HIPAA establishes standards for protecting individuals' PHI that is created, received, used or maintained by covered entities, including group health plans and business associates. This standard requires that entities design, implement and enforce appropriate administrative, physical and technical safeguards to ensure the confidentiality, integrity and security of PHI. The OCR is responsible for enforcing this standard.
OCR has established guidelines and tools that organizations can use to conduct internal assessments of compliance with key HIPAA requirements, including security policy development, security monitoring and detection, security governance and management, workforce training, incident response planning, and busienss associate conduct and contracts.
Round one of the HIPAA audits was conducted as a pilot program in 2011 and 2012. Round two of the HIPAA audits are intended to determine if health care organizations and their contractors are complying with HIPAA privacy and security rules.

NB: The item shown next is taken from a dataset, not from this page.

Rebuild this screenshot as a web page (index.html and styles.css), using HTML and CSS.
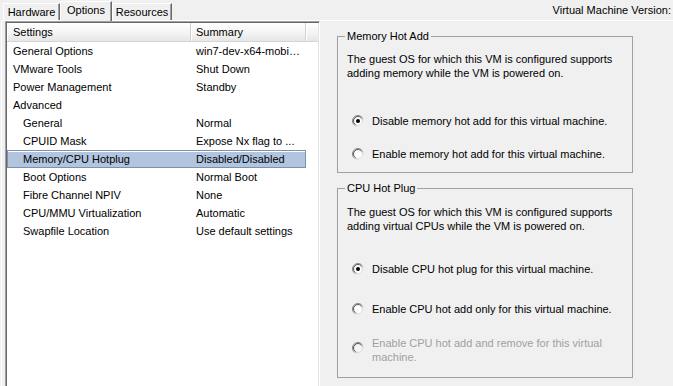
FILE: index.html
```html
<!DOCTYPE html>
<html>
<head>
<meta charset="utf-8">
<link rel="stylesheet" href="styles.css">
</head>
<body>
<svg class="defs" width="0" height="0" aria-hidden="true">
  <defs>
    <linearGradient id="rOuter" x1="0" y1="0" x2="1" y2="1">
      <stop offset="0" stop-color="#7a7a7a"/>
      <stop offset="0.45" stop-color="#8a8a8a"/>
      <stop offset="0.7" stop-color="#e8e8e8"/>
      <stop offset="1" stop-color="#ffffff"/>
    </linearGradient>
    <linearGradient id="rInner" x1="0" y1="0" x2="1" y2="1">
      <stop offset="0" stop-color="#404040"/>
      <stop offset="0.45" stop-color="#606060"/>
      <stop offset="0.7" stop-color="#d8d8d8"/>
      <stop offset="1" stop-color="#e3e3e3"/>
    </linearGradient>
  </defs>
</svg>
<div class="window">
  <div class="topbar">
    <div class="tabs">
      <div class="tab tab-hw">Hardware</div>
      <div class="tab tab-opt active">Options</div>
      <div class="tab tab-res">Resources</div>
    </div>
    <div class="version">Virtual Machine Version:</div>
  </div>
  <div class="page">
    <div class="listbox">
      <div class="lhead">
        <div class="hc c1">Settings</div>
        <div class="hc c2">Summary</div>
        <div class="hc c3"></div>
      </div>
      <div class="row"><span class="c1">General Options</span><span class="c2">win7-dev-x64-mobi…</span></div>
      <div class="row"><span class="c1">VMware Tools</span><span class="c2">Shut Down</span></div>
      <div class="row"><span class="c1">Power Management</span><span class="c2">Standby</span></div>
      <div class="row"><span class="c1">Advanced</span><span class="c2"></span></div>
      <div class="row sub"><span class="c1">General</span><span class="c2">Normal</span></div>
      <div class="row sub"><span class="c1">CPUID Mask</span><span class="c2">Expose Nx flag to ...</span></div>
      <div class="row sub sel"><span class="c1">Memory/CPU Hotplug</span><span class="c2">Disabled/Disabled</span></div>
      <div class="row sub"><span class="c1">Boot Options</span><span class="c2">Normal Boot</span></div>
      <div class="row sub"><span class="c1">Fibre Channel NPIV</span><span class="c2">None</span></div>
      <div class="row sub"><span class="c1">CPU/MMU Virtualization</span><span class="c2">Automatic</span></div>
      <div class="row sub"><span class="c1">Swapfile Location</span><span class="c2">Use default settings</span></div>
    </div>
    <div class="right">
      <fieldset class="group g1">
        <legend>Memory Hot Add</legend>
        <p class="desc">The guest OS for which this VM is configured supports<br>adding memory while the VM is powered on.</p>
        <div class="opt o1">
          <svg class="radio" width="12" height="12" viewBox="0 0 12 12"><circle cx="6" cy="6" r="5.5" fill="none" stroke="url(#rOuter)"/><circle cx="6" cy="6" r="4.5" fill="#fff" stroke="url(#rInner)"/><circle cx="6" cy="6" r="2" fill="#000"/></svg>
          <span>Disable memory hot add for this virtual machine.</span>
        </div>
        <div class="opt o2">
          <svg class="radio" width="12" height="12" viewBox="0 0 12 12"><circle cx="6" cy="6" r="5.5" fill="none" stroke="url(#rOuter)"/><circle cx="6" cy="6" r="4.5" fill="#fff" stroke="url(#rInner)"/></svg>
          <span>Enable memory hot add for this virtual machine.</span>
        </div>
      </fieldset>
      <fieldset class="group g2">
        <legend>CPU Hot Plug</legend>
        <p class="desc d2">The guest OS for which this VM is configured supports<br>adding virtual CPUs while the VM is powered on.</p>
        <div class="opt c-o1">
          <svg class="radio" width="12" height="12" viewBox="0 0 12 12"><circle cx="6" cy="6" r="5.5" fill="none" stroke="url(#rOuter)"/><circle cx="6" cy="6" r="4.5" fill="#fff" stroke="url(#rInner)"/><circle cx="6" cy="6" r="2" fill="#000"/></svg>
          <span>Disable CPU hot plug for this virtual machine.</span>
        </div>
        <div class="opt c-o2">
          <svg class="radio" width="12" height="12" viewBox="0 0 12 12"><circle cx="6" cy="6" r="5.5" fill="none" stroke="url(#rOuter)"/><circle cx="6" cy="6" r="4.5" fill="#fff" stroke="url(#rInner)"/></svg>
          <span>Enable CPU hot add only for this virtual machine.</span>
        </div>
        <div class="opt c-o3 disabled">
          <svg class="radio" width="12" height="12" viewBox="0 0 12 12"><circle cx="6" cy="6" r="5.5" fill="none" stroke="url(#rOuter)"/><circle cx="6" cy="6" r="4.5" fill="#f4f4f4" stroke="url(#rInner)"/></svg>
          <span>Enable CPU hot add and remove for this virtual<br>machine.</span>
        </div>
      </fieldset>
    </div>
  </div>
</div>
</body>
</html>
```
FILE: styles.css
```css
* { box-sizing: border-box; }
html, body { margin: 0; padding: 0; }
body {
  width: 673px;
  height: 386px;
  overflow: hidden;
  background: #f0f0f0;
  font-family: "Liberation Sans", Arial, sans-serif;
  font-size: 11px;
  color: #000;
}
.defs { display: block; width: 0; height: 0; }

.topbar {
  display: flex;
  justify-content: space-between;
  height: 20px;
}
.tabs {
  display: flex;
  align-items: flex-end;
  padding-left: 3px;
}
.tab {
  height: 17px;
  line-height: 16px;
  text-align: center;
  background: #f0f0f0;
  border-top: 1px solid #fff;
  border-left: 1px solid #fff;
  border-right: 1px solid #696969;
  box-shadow: inset -1px 0 #a0a0a0;
}
.tab-hw { width: 57px; }
.tab-opt { width: 52px; }
.tab-res { width: 60px; }
.tab.active {
  height: 20px;
  margin-bottom: -1px;
  position: relative;
}
.version {
  padding: 3px 2px 0 0;
  line-height: 14px;
}

.page {
  display: flex;
  height: 366px;
  margin-left: 1px;
  border-top: 1px solid #fff;
  border-left: 1px solid #fff;
}

.listbox {
  flex: none;
  width: 315px;
  height: 372px;
  margin-left: 3px;
  padding: 1px;
  background: #fff;
  border: 1px solid;
  border-color: #a0a0a0 #fff #fff #a0a0a0;
  box-shadow: inset 1px 1px #696969, inset -1px -1px #e3e3e3;
}
.lhead {
  display: flex;
  height: 19px;
  border-bottom: 1px solid #d5d5d5;
  background: linear-gradient(#ffffff, #f4f4f4 55%, #e6e6e6);
}
.hc {
  line-height: 18px;
  border-right: 1px solid #d0d0d0;
  box-shadow: inset 1px 0 #fff;
}
.c1 { width: 184px; padding-left: 6px; flex: none; }
.c2 { width: 115px; padding-left: 5px; flex: none; white-space: nowrap; overflow: hidden; }
.hc.c3 { width: 12px; border-right: none; }

.row {
  display: flex;
  width: 299px;
  height: 18px;
  line-height: 18px;
}
.row.sub .c1 { padding-left: 16px; }
.row.sel {
  background: #b2c5df;
  box-shadow: inset 0 0 0 1px #7d91af, inset 0 1px 0 1px #fff;
}

.right {
  padding: 8px 0 0 17px;
}
.group {
  width: 296px;
  margin: 0;
  padding: 0 9px 11px 9px;
  border: 1px solid #a0a0a0;
  min-width: 0;
}
.group legend {
  padding: 0 2px;
  margin-left: -2px;
  line-height: 14px;
}
.g2 { margin-top: 8px; padding-bottom: 13px; }
.desc {
  margin: 9px 0 0;
  line-height: 14px;
}
.desc.d2 { margin-top: 10px; }
.opt {
  display: flex;
  align-items: flex-start;
  gap: 8px;
  padding-left: 5px;
  line-height: 14px;
}
.opt .radio { flex: none; margin-top: 1px; }
.o1 { margin-top: 34px; }
.o2 { margin-top: 19px; }
.c-o1 { margin-top: 29px; }
.c-o2 { margin-top: 26px; }
.c-o3 { margin-top: 20px; align-items: center; }
.c-o3 .radio { margin-top: 0; margin-bottom: 4px; }
.disabled { color: #a0a0a0; }
```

FCi Federal, a government services provider in Ashburn, VA, has been hired by the federal government to conduct the second round of HIPAA audits. The OCR has indicated that it is in the process of "verifying contact information for the business associates and covered entities that will be included in the Phase Two audits."
The second round of audits will consist primarily of desk audits, but there will be some onsite audits as well.
The OCR indicated it will release a protocol closer to the start of the audits, but it has informally indicated that these audits will target common compliance issues involving:
- Business associates and covered entities;
- Whether organizations have conducted company-wide risk assessments to identify their technical and procedural vulnerabilities;
- All aspects of security and privacy breaches; and
- Whether there are appropriate correction strategies, operational policies and employee training in place.
What should employers do to prepare?
Every employer should take steps to prepare for a second-round HIPAA audit. What should your company do to prepare?
- Conduct an internal comprehensive risk assessment to identify HIPAA issues before the OCR audits begin. OCR auditors will be looking to see if your HIPAA policies and procedures meet the latest privacy safeguards and security criteria (device encryption, media controls, data transmissions and security protocols), so a thorough reiew of existing policies and procedures is warranted.
- If you are not HIPAA savvy, consider hiring an outside professional to conduct your risk assessment as desribed above.
- Identify gaps and update documents as needed.
- Prepare and begin implementation of changes or additions to your current HIPAA policies and procedures.
- Train and/or retrain all of your employees on HIPAA policies and procedures. Be sure to document your training and education efforts.
- Create a complete list of all business associates and the services they provide to your organization. Have current (updated) business associate agreements in place, including use of subcontrators.
The last thing your company can afford to do is ignore the HIPAA requirements, particularly when facing the potential of an audit.